Bild einer Warnklapperin, Lepraklapperin, Lazarusklapperin. Lepra
Die Warnklapper, auch „Lazarusklapper“ oder „Lepraklapper“ genannt, ist ein hölzernes Schlaginstrument, mit dem Erkrankte die Gesunden davor warnten, sich ihnen zu nähern.

Ausschläge im Gesicht und deformierte Glieder kennzeichneten die Betroffenen schon von der Ferne. Sie wurden als „Aussätzige“ bezeichnet und teilweise in Kolonien fernab der Zivilisation verbannt. Die Rede ist von an Lepra Erkrankten. Heute weiß man, dass die Krankheit weit weniger ansteckend ist, als man einstmals gedacht hatte. Dennoch verloren Millionen ihr Leben durch diese schreckliche Plage, die bis heute nicht ausgerottet ist.

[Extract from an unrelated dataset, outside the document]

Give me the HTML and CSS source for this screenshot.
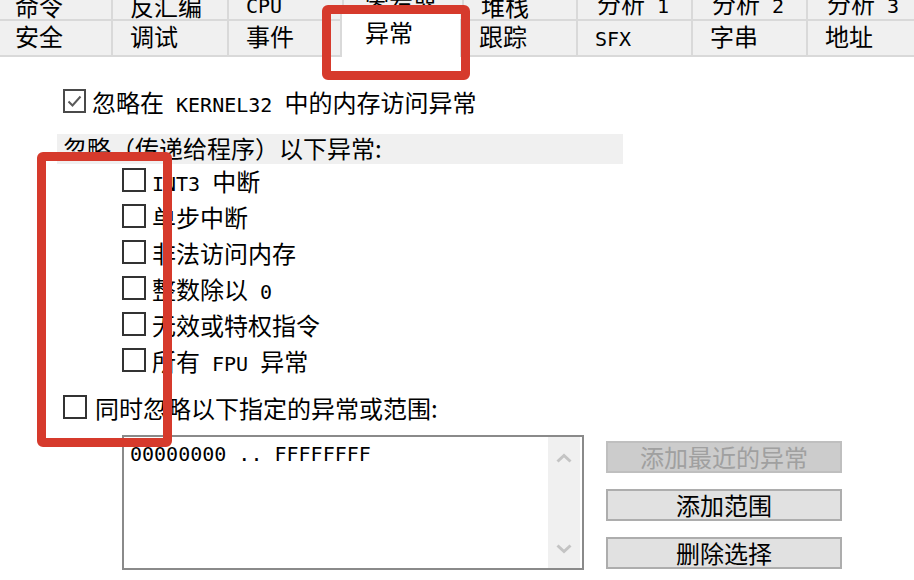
FILE: index.html
```html
<!DOCTYPE html>
<html lang="zh-CN">
<head>
<meta charset="utf-8">
<title>异常</title>
<link rel="stylesheet" href="styles.css">
</head>
<body>
<div class="tabs">
  <div class="row row-back">
    <div class="tab"><span>命令</span></div>
    <div class="tab"><span>反汇编</span></div>
    <div class="tab"><span class="m">CPU</span></div>
    <div class="tab"><span>寄存器</span></div>
    <div class="tab"><span>堆栈</span></div>
    <div class="tab"><span>分析<span class="m"> 1</span></span></div>
    <div class="tab"><span>分析<span class="m"> 2</span></span></div>
    <div class="tab"><span>分析<span class="m"> 3</span></span></div>
  </div>
  <div class="row row-front">
    <div class="tab">安全</div>
    <div class="tab">调试</div>
    <div class="tab">事件</div>
    <div class="tab sel">异常</div>
    <div class="tab">跟踪</div>
    <div class="tab"><span class="m">SFX</span></div>
    <div class="tab">字串</div>
    <div class="tab">地址</div>
  </div>
</div>

<div class="content">
  <div class="opt top">
    <span class="cb checked"><svg width="17" height="17" viewBox="0 0 17 17"><polyline points="2.5,8.5 6.5,12.5 14.5,3.5" fill="none" stroke="#5a5a5a" stroke-width="2"/></svg></span>
    <span class="lbl">忽略在<span class="m"> KERNEL32 </span>中的内存访问异常</span>
  </div>
  <div class="gt">忽略（传递给程序）以下异常:</div>
  <div class="sub">
    <div class="opt"><span class="cb"></span><span class="lbl"><span class="m">INT3 </span>中断</span></div>
    <div class="opt"><span class="cb"></span><span class="lbl">单步中断</span></div>
    <div class="opt"><span class="cb"></span><span class="lbl">非法访问内存</span></div>
    <div class="opt"><span class="cb"></span><span class="lbl">整数除以<span class="m"> 0</span></span></div>
    <div class="opt"><span class="cb"></span><span class="lbl">无效或特权指令</span></div>
    <div class="opt"><span class="cb"></span><span class="lbl">所有<span class="m"> FPU </span>异常</span></div>
  </div>
  <div class="opt also"><span class="cb wide"></span><span class="lbl">同时忽略以下指定的异常或范围:</span></div>
  <div class="lower">
    <div class="list">
      <div class="list-text"><span class="m">00000000 .. FFFFFFFF</span></div>
      <div class="sb">
        <svg width="16" height="10" viewBox="0 0 16 10"><polyline points="1.5,8.5 8,2.5 14.5,8.5" fill="none" stroke="#c4c4c4" stroke-width="3"/></svg>
        <svg width="16" height="10" viewBox="0 0 16 10"><polyline points="1.5,1.5 8,7.5 14.5,1.5" fill="none" stroke="#c4c4c4" stroke-width="3"/></svg>
      </div>
    </div>
    <div class="btns">
      <div class="btn dis">添加最近的异常</div>
      <div class="btn">添加范围</div>
      <div class="btn">删除选择</div>
    </div>
  </div>
</div>

<div class="mark mark1"></div>
<div class="mark mark2"></div>
</body>
</html>
```

FILE: styles.css
```css
* { box-sizing: border-box; }
html, body { margin: 0; padding: 0; }
body {
  width: 914px;
  height: 580px;
  overflow: hidden;
  position: relative;
  background: #ffffff;
  color: #000000;
  font-family: "Noto Sans CJK SC", "Noto Sans", sans-serif;
  font-size: 24px;
}
.m {
  font-family: "DejaVu Sans Mono", "Liberation Mono", monospace;
  font-size: 20px;
  white-space: pre;
}

/* tab strip */
.row { display: grid; }
.row-back {
  grid-template-columns: 111px 116px 115px 120px 114px 115px 115px 1fr;
  grid-template-rows: 19px;
  height: 21px;
  background: #f0f0f0;
  border-bottom: 2px solid #d9d9d9;
}
.row-back .tab {
  display: flex;
  align-items: flex-end;
  height: 19px;
  padding-left: 17px;
  padding-bottom: 1px;
  border-left: 2px solid #d9d9d9;
  line-height: 24px;
  white-space: nowrap;
}
.row-back .tab:first-child { border-left: 0; padding-left: 15px; }
.row-back .tab:nth-child(4) { padding-left: 21px; }
.row-back .tab:nth-child(6),
.row-back .tab:nth-child(7),
.row-back .tab:nth-child(8) { padding-left: 19px; }
.row-front {
  grid-template-columns: 111px 116px 113px 120px 116px 115px 115px 1fr;
  grid-template-rows: 36px;
  height: 36px;
}
.row-front .tab {
  background: #f0f0f0;
  border-left: 2px solid #d9d9d9;
  border-bottom: 2px solid #d9d9d9;
  padding-left: 17px;
  line-height: 30px;
  white-space: nowrap;
}
.row-front .tab:first-child { border-left: 0; padding-left: 15px; }
.row-front .tab.sel {
  background: #ffffff;
  border-bottom: 0;
  margin-top: -15px;
  padding-left: 23px;
  padding-top: 10px;
  line-height: 32px;
  z-index: 1;
}

/* content */
.content { padding-left: 63px; }
.opt {
  display: flex;
  align-items: center;
  height: 36px;
  white-space: nowrap;
}
.cb {
  flex: none;
  width: 24px;
  height: 24px;
  border: 2px solid #333333;
  background: #ffffff;
  margin-right: 6px;
  display: flex;
  align-items: center;
  justify-content: center;
}
.cb.checked { border-color: #4a4a4a; width: 23px; }
.cb.wide { margin-right: 8px; }
.top { margin-top: 26px; }
.gt {
  margin-top: 15px;
  margin-left: -6px;
  padding-left: 6px;
  width: 566px;
  height: 30px;
  line-height: 28px;
  background: #f0f0f0;
  white-space: nowrap;
}
.sub { padding-left: 59px; margin-top: -2px; }
.also { margin-top: 11px; }

.lower {
  display: flex;
  align-items: flex-start;
  gap: 22px;
  margin-top: 10px;
  margin-left: 59px;
}
.list {
  width: 462px;
  height: 135px;
  border: 2px solid #8a8a8a;
  padding-right: 2px;
  display: flex;
  background: #ffffff;
}
.list-text {
  flex: 1;
  padding: 2px 0 0 6px;
  line-height: 24px;
}
.sb {
  width: 32px;
  background: #f0f0f0;
  display: flex;
  flex-direction: column;
  justify-content: space-between;
  align-items: center;
  padding: 16px 0 14px;
}
.btns {
  display: flex;
  flex-direction: column;
  gap: 16px;
  margin-top: 6px;
}
.btn {
  width: 236px;
  height: 32px;
  border: 2px solid #adadad;
  background: #e1e1e1;
  text-align: center;
  line-height: 28px;
}
.btn.dis {
  background: #cccccc;
  border-color: #bfbfbf;
  color: #a0a0a0;
}

/* annotation boxes */
.mark {
  position: absolute;
  border: 9px solid #d63a2c;
  border-radius: 6px;
  z-index: 5;
}
.mark1 { left: 322px; top: 5px; width: 148px; height: 75px; }
.mark2 { left: 37px; top: 152px; width: 135px; height: 295px; }
```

Wir schreiben das Jahr 1873. Das Rätsel um die Hansen-Krankheit, wie sie von nun an genannt wird, scheint gelöst. Dem Norweger Dr. Gerhard Henrik Armauer Hansen gelingt es, den Ursprung der Krankheit zu lüften. Er entdeckt nach langer Forschungsarbeit das Bakterium Mycobacterium leprae, welches Lepra auslöst. Zu diesem Zeitpunkt war die Hansen-Krankheit schon Jahrtausende zugegen und hatte für viel Leid gesorgt. Bereits in der Bibel und in Aufzeichnungen vor Christi Geburt wird von Leprakranken berichtet. Sie ist somit eine der ältesten bekannten Krankheiten der Menschheitsgeschichte. Lepra galt lange Zeit als hochansteckend, darum wurden Leprakranke gebrandmarkt. Sie mussten die Lepra-Klapper, ein Kennzeichen und Warninstrument, tragen, damit man stets vor ihnen gewarnt war. Im Laufe der Zeit wurden anstelle der Warnklappern auch Glöckchen verwendet und sogar eigene „Leprasiedlungen“ errichtet, oftmals auf bis dahin unbewohnten Inseln.

 

Lepra zeigt sich durch typische Hautveränderungen und ist noch nicht ausgerottet

Das Bakterium Mycobacterium leprae zerstört das Gewebe, was häufig zu Verstümmelungen führt. Betroffen sind vor allem die Haut, Hände, Füße und das Gesicht. Auffällig sind zudem die Lepraflecken, die sich über den ganzen Körper verbreiten. Bis heute konnte Lepra nicht ausgerottet werden. Zwar gibt es in Europa nur vereinzelte Fälle, weltweit werden dennoch Jahr für Jahr in etwa 200 000 Lepraerkrankungen diagnostiziert. Die Dunkelziffer dürfte noch deutlich höher liegen. Besonders tückisch an Lepra ist, dass von der Ansteckung bis zum Ausbruch der Krankheit Monate, oftmals sogar mehrere Jahre vergehen können.

Zeichnung einer Weltkarte/Landkarte mit Leprafällen. Lepra
Leprafälle gab es im 18 Jahrhundert praktisch auf der ganzen Welt. Was man damals noch nicht wusste, war der Umstand, dass Lepra zwar ansteckend ist, der Erreger im Regelfall allerdings erst bei längerem Kontakt von Mensch zu Mensch übertragen wird.

Wie wird Lepra geheilt?

Insel mit Lazerus-Häusern für Leprakranke. Leprasiedelungen. Lazarus-Krankheit. Lepra
Im Mittelalter wurde Lepra auch als „Lazarus-Krankheit“ bezeichnet. Zur Isolierung der Erkrankten wurden außerhalb von Städten die sogenannten „Lazarus-Häuser“ gebaut. Vorstädte wie Saint Lazare in Frankreich und San Lazzaro in Italien waren solche „Leprasiedlungen“. Zudem wurden auch auf Inseln Leprasiedlungen errichtet.

Während man früher die Leprakranken verbannte und sie damit mehr oder weniger ihrem Schicksal überließ, gibt es mittlerweile gute Behandlungsmöglichkeiten. Bei rechtzeitiger Diagnose der Krankheit stehen die Heilungschancen sehr gut. Einen Wendepunkt in der Behandlung der Hansen-Krankheit stellen die 40er-Jahre des vergangenen Jahrhunderts dar. Mit der Erfindung von Antibiotika, die das Bakterium zwar nicht töten, aber bei frühzeitiger Behandlung die Krankheit oftmals zum Abheilen bringen, konnte man den Erkrankten endlich helfen. Heute setzen die Ärztinnen und Ärzte im Regelfall auf eine Kombinationstherapie mit mehreren Arzneimitteln; bereits entstandene Schäden lassen sich damit allerdings nicht rückgängig machen. Daher ist die rechtzeitige Diagnose eines der wichtigsten Instrumente, um Lepra endgültig zu besiegen.